_Stated goal_
Reproduce the listing exactly, with no pictures in your copy.
● ● ●
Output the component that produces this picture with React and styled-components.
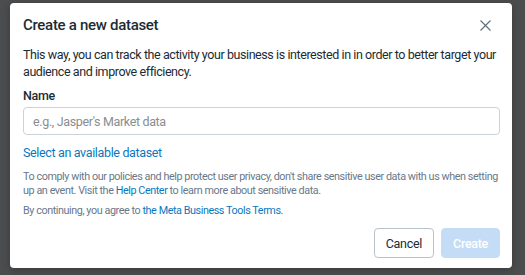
import React from "react";
import styled, { createGlobalStyle } from "styled-components";

const Global = createGlobalStyle`
  html, body { margin: 0; padding: 0; }
  body {
    width: 525px;
    height: 275px;
    overflow: hidden;
    background: #4c4d4f;
    font-family: Roboto, "Liberation Sans", Arial, sans-serif;
    -webkit-font-smoothing: antialiased;
  }
`;

const Backdrop = styled.div`
  width: 525px;
  height: 275px;
  box-sizing: border-box;
  padding: 3px 13px 0 10px;
`;

const Dialog = styled.div`
  width: 502px;
  height: 265px;
  box-sizing: border-box;
  background: #ffffff;
  border-radius: 4px;
  box-shadow: 0 2px 8px rgba(0, 0, 0, 0.25);
  padding: 10px 12px 10px 13px;
  display: flex;
  flex-direction: column;
`;

const Header = styled.div`
  display: flex;
  align-items: center;
  justify-content: space-between;
  height: 24px;
`;

const Title = styled.h2`
  margin: 0;
  font-size: 15px;
  font-weight: 500;
  color: #1c2b33;
  letter-spacing: -0.3px;
`;

const CloseButton = styled.button`
  border: none;
  background: none;
  padding: 0;
  width: 24px;
  height: 24px;
  display: flex;
  align-items: center;
  justify-content: center;
  margin-right: 3px;
  cursor: pointer;
`;

const Intro = styled.p`
  margin: 9px 0 0 0;
  font-size: 12.5px;
  letter-spacing: -0.42px;
  line-height: 17px;
  color: #1c2b33;
`;

const Label = styled.label`
  display: block;
  margin-top: 8px;
  font-size: 12.5px;
  letter-spacing: -0.3px;
  font-weight: 500;
  color: #1c2b33;
  line-height: 16px;
`;

const Input = styled.input`
  display: block;
  margin-top: 3px;
  width: 100%;
  height: 28px;
  box-sizing: border-box;
  border: 1px solid #cbd2d9;
  border-radius: 4px;
  padding: 0 9px;
  font-family: inherit;
  font-size: 12.5px;
  letter-spacing: -0.35px;
  color: #1c2b33;
  outline: none;
  &::placeholder { color: #8a8d91; }
`;

const Link = styled.a`
  color: #0a78be;
  text-decoration: none;
  cursor: pointer;
`;

const SelectLink = styled(Link)`
  display: block;
  margin-top: 10px;
  font-size: 12.5px;
  letter-spacing: -0.35px;
  line-height: 16px;
`;

const Fine = styled.p`
  margin: ${(p) => p.$mt}px 0 0 0;
  font-size: 10.8px;
  letter-spacing: -0.43px;
  line-height: 13.5px;
  color: #67788a;
`;

const Footer = styled.div`
  margin-top: auto;
  display: flex;
  justify-content: flex-end;
  gap: 7px;
`;

const Button = styled.button`
  height: 30px;
  box-sizing: border-box;
  border-radius: 4px;
  padding: 0 11px;
  font-family: inherit;
  font-size: 12.5px;
  letter-spacing: -0.3px;
  font-weight: ${(p) => (p.$primary ? 500 : 400)};
  border: 1px solid ${(p) => (p.$primary ? "#c4dcf5" : "#b9c2ca")};
  background: ${(p) => (p.$primary ? "#c4dcf5" : "#ffffff")};
  color: ${(p) => (p.$primary ? "#ffffff" : "#1c2b33")};
`;

export default function App() {
  return (
    <>
      <Global />
      <Backdrop>
        <Dialog>
          <Header>
            <Title>Create a new dataset</Title>
            <CloseButton aria-label="Close">
              <svg width="11" height="11" viewBox="0 0 11 11">
                <path d="M0.5 0.5 L10.5 10.5 M10.5 0.5 L0.5 10.5" stroke="#5d6c7b" strokeWidth="1.1" fill="none" />
              </svg>
            </CloseButton>
          </Header>
          <Intro>
            This way, you can track the activity your business is interested in in order to better target your
            audience and improve efficiency.
          </Intro>
          <Label>Name</Label>
          <Input placeholder="e.g., Jasper's Market data" />
          <SelectLink>Select an available dataset</SelectLink>
          <Fine $mt={9}>
            To comply with our policies and help protect user privacy, don't share sensitive user data with us when setting
            up an event. Visit the <Link>Help Center</Link> to learn more about sensitive data.
          </Fine>
          <Fine $mt={7}>
            By continuing, you agree to <Link>the Meta Business Tools Terms.</Link>
          </Fine>
          <Footer>
            <Button>Cancel</Button>
            <Button $primary>Create</Button>
          </Footer>
        </Dialog>
      </Backdrop>
    </>
  );
}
● ● ●
_Written response_
Output the component that produces this picture with React and styled-components.
import React from "react";
import styled, { createGlobalStyle } from "styled-components";

const Global = createGlobalStyle`
  html, body { margin: 0; padding: 0; }
  body {
    width: 525px;
    height: 275px;
    overflow: hidden;
    background: #4c4d4f;
    font-family: Roboto, "Liberation Sans", Arial, sans-serif;
    -webkit-font-smoothing: antialiased;
  }
`;

const Backdrop = styled.div`
  width: 525px;
  height: 275px;
  box-sizing: border-box;
  padding: 3px 13px 0 10px;
`;

const Dialog = styled.div`
  width: 502px;
  height: 265px;
  box-sizing: border-box;
  background: #ffffff;
  border-radius: 4px;
  box-shadow: 0 2px 8px rgba(0, 0, 0, 0.25);
  padding: 10px 12px 10px 13px;
  display: flex;
  flex-direction: column;
`;

const Header = styled.div`
  display: flex;
  align-items: center;
  justify-content: space-between;
  height: 24px;
`;

const Title = styled.h2`
  margin: 0;
  font-size: 15px;
  font-weight: 500;
  color: #1c2b33;
  letter-spacing: -0.3px;
`;

const CloseButton = styled.button`
  border: none;
  background: none;
  padding: 0;
  width: 24px;
  height: 24px;
  display: flex;
  align-items: center;
  justify-content: center;
  margin-right: 3px;
  cursor: pointer;
`;

const Intro = styled.p`
  margin: 9px 0 0 0;
  font-size: 12.5px;
  letter-spacing: -0.42px;
  line-height: 17px;
  color: #1c2b33;
`;

const Label = styled.label`
  display: block;
  margin-top: 8px;
  font-size: 12.5px;
  letter-spacing: -0.3px;
  font-weight: 500;
  color: #1c2b33;
  line-height: 16px;
`;

const Input = styled.input`
  display: block;
  margin-top: 3px;
  width: 100%;
  height: 28px;
  box-sizing: border-box;
  border: 1px solid #cbd2d9;
  border-radius: 4px;
  padding: 0 9px;
  font-family: inherit;
  font-size: 12.5px;
  letter-spacing: -0.35px;
  color: #1c2b33;
  outline: none;
  &::placeholder { color: #8a8d91; }
`;

const Link = styled.a`
  color: #0a78be;
  text-decoration: none;
  cursor: pointer;
`;

const SelectLink = styled(Link)`
  display: block;
  margin-top: 10px;
  font-size: 12.5px;
  letter-spacing: -0.35px;
  line-height: 16px;
`;

const Fine = styled.p`
  margin: ${(p) => p.$mt}px 0 0 0;
  font-size: 10.8px;
  letter-spacing: -0.43px;
  line-height: 13.5px;
  color: #67788a;
`;

const Footer = styled.div`
  margin-top: auto;
  display: flex;
  justify-content: flex-end;
  gap: 7px;
`;

const Button = styled.button`
  height: 30px;
  box-sizing: border-box;
  border-radius: 4px;
  padding: 0 11px;
  font-family: inherit;
  font-size: 12.5px;
  letter-spacing: -0.3px;
  font-weight: ${(p) => (p.$primary ? 500 : 400)};
  border: 1px solid ${(p) => (p.$primary ? "#c4dcf5" : "#b9c2ca")};
  background: ${(p) => (p.$primary ? "#c4dcf5" : "#ffffff")};
  color: ${(p) => (p.$primary ? "#ffffff" : "#1c2b33")};
`;

export default function App() {
  return (
    <>
      <Global />
      <Backdrop>
        <Dialog>
          <Header>
            <Title>Create a new dataset</Title>
            <CloseButton aria-label="Close">
              <svg width="11" height="11" viewBox="0 0 11 11">
                <path d="M0.5 0.5 L10.5 10.5 M10.5 0.5 L0.5 10.5" stroke="#5d6c7b" strokeWidth="1.1" fill="none" />
              </svg>
            </CloseButton>
          </Header>
          <Intro>
            This way, you can track the activity your business is interested in in order to better target your
            audience and improve efficiency.
          </Intro>
          <Label>Name</Label>
          <Input placeholder="e.g., Jasper's Market data" />
          <SelectLink>Select an available dataset</SelectLink>
          <Fine $mt={9}>
            To comply with our policies and help protect user privacy, don't share sensitive user data with us when setting
            up an event. Visit the <Link>Help Center</Link> to learn more about sensitive data.
          </Fine>
          <Fine $mt={7}>
            By continuing, you agree to <Link>the Meta Business Tools Terms.</Link>
          </Fine>
          <Footer>
            <Button>Cancel</Button>
            <Button $primary>Create</Button>
          </Footer>
        </Dialog>
      </Backdrop>
    </>
  );
}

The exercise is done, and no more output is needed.